Infine, Benedetto XVI ha accennato alla situazione di difficoltà che vive il Messico, ostaggio dei gruppi criminali più violenti. Ha invitato a deporre antiche e nuove rivalità e ogni forma di risentimento che conduce alla violenza, per guardare al futuro con una nuova speranza.
La violenza, spesso fomentata anche da forze estranee al Paese, rischia in effetti di impedire il cammino del Messico verso quel progresso che gli consentirebbe di conquistare un ruolo importante nello scacchiere internazionale. Le risorse messe in campo per contrastare il fenomeno sono ingenti ma sembrano ancora insufficienti. Le carceri sono stracolme e la detenzione non riesce a esercitare una funzione deterrente. Anzi, spesso i penitenziari diventano teatro di nuove forme di violenza. A soli pochi giorni dall'arrivo del Papa, nella struttura detentiva di Monterrey è scoppiata una rissa gigantesca che ha lasciato sul campo ben quarantaquattro morti. Comprensibile dunque il fragoroso applauso che ha sottolineato le parole di Benedetto XVI.
Concluso il rituale di benvenuto, partenza per León, la città dello Stato di Guanajuato che ospita il Papa. Il nome ufficiale è León de los Aldama. Situata a 1880 metri sul livello del mare, è stata fondata nel 1576 dai colonizzatori spagnoli.
È certo che su quella terra ora sorge una città che ha saputo conquistare nel tempo i vertici della società messicana.

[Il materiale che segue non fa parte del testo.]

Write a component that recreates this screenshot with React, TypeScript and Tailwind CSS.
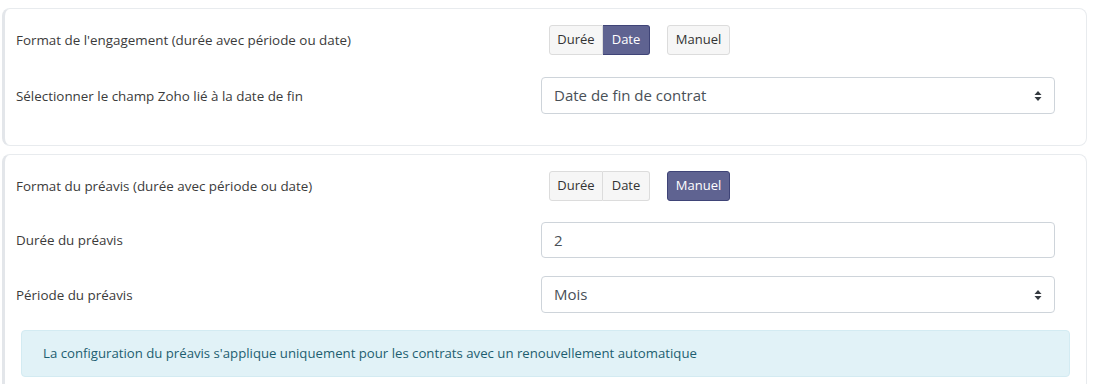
import React from "react";

const font = { fontFamily: "'Open Sans', 'Noto Sans', sans-serif" };

function Arrows() {
  return (
    <svg width="8" height="12" viewBox="0 0 8 12" className="text-[#343a40]">
      <path d="M4 1 L7.5 5 H0.5 Z" fill="currentColor" />
      <path d="M4 11 L7.5 7 H0.5 Z" fill="currentColor" />
    </svg>
  );
}

function Toggle({ active }: { active: "duree" | "date" | "manuel" }) {
  const on = "bg-[#5f6391] border-[#3f4477] text-white";
  const off = "bg-[#f6f6f6] border-[#dcdcdc] text-[#333]";
  return (
    <div className="flex items-center pl-2 gap-[17px]">
      <div className="flex h-[30px]">
        <button
          className={`h-full w-[54px] border rounded-l-[3px] text-[13px] ${active === "duree" ? on : off}`}
        >
          Durée
        </button>
        <button
          className={`h-full w-[47px] border border-l-0 rounded-r-[3px] text-[13px] ${active === "date" ? on : off}`}
        >
          Date
        </button>
      </div>
      <button
        className={`h-[30px] w-[63px] border rounded-[3px] text-[13px] ${active === "manuel" ? on : off}`}
      >
        Manuel
      </button>
    </div>
  );
}

function Field({ children, tall }: { children: React.ReactNode; tall?: boolean }) {
  return (
    <div
      className={`${tall ? "h-[37px]" : "h-[36px]"} w-[514px] border border-[#ced4da] rounded-[4px] bg-white flex items-center justify-between pl-3 pr-3 text-[15px] text-[#495057]`}
    >
      {children}
    </div>
  );
}

function Row({ label, children }: { label: string; children: React.ReactNode }) {
  return (
    <div className="flex items-center">
      <div className="w-[536px] pl-[11px] text-[13.4px] leading-5 text-[#3b3b3b]">{label}</div>
      <div>{children}</div>
    </div>
  );
}

export default function App() {
  return (
    <div className="bg-white w-[1094px] h-[384px] overflow-hidden pt-2 pl-[2px] pr-[7px]" style={font}>
      <div className="border border-[#e8ebee] border-l-[3px] border-l-[#e3e6ea] rounded-lg pt-[16px] pb-[31px] flex flex-col gap-[22px]">
        <Row label="Format de l'engagement (durée avec période ou date)">
          <Toggle active="date" />
        </Row>
        <Row label="Sélectionner le champ Zoho lié à la date de fin">
          <Field tall>
            <span>Date de fin de contrat</span>
            <Arrows />
          </Field>
        </Row>
      </div>
      <div className="mt-2 border border-[#e8ebee] border-l-[3px] border-l-[#e3e6ea] rounded-lg pt-[16px] pb-6 flex flex-col">
        <Row label="Format du préavis (durée avec période ou date)">
          <Toggle active="manuel" />
        </Row>
        <div className="mt-[21px]">
          <Row label="Durée du préavis">
            <Field>
              <span>2</span>
            </Field>
          </Row>
        </div>
        <div className="mt-[18px]">
          <Row label="Période du préavis">
            <Field tall>
              <span>Mois</span>
              <Arrows />
            </Field>
          </Row>
        </div>
        <div className="mt-[17px] mx-4 h-[47px] border border-[#d3ebf2] bg-[#e1f2f7] rounded-[4px] flex items-center pl-[21px] text-[13.2px] text-[#1d5e70]">
          La configuration du préavis s'applique uniquement pour les contrats avec un renouvellement automatique
        </div>
      </div>
    </div>
  );
}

Un recente studio pubblicato da «The Financial Times» la colloca oggi tra le prime cinque metropoli messicane. Conta circa un milione e mezzo di abitanti. Una cifra che non le rende giustizia, almeno a giudicare dalla folla che si è accalcata su ogni metro quadrato di spazio dal quale è stato possibile vedere il passaggio del lungo corteo papale diretto al collegio Miraflores, dove Benedetto XVI ha trascorso la sua prima notte in terra messicana.
Intorno all'edificio già sono appostate piccole orchestrine, pronte a svegliare, al mattino il Papa con le tradizionali mananitas. Una consuetudine irrinunciabile nel carnet dell'ospitalità delle genti messicane.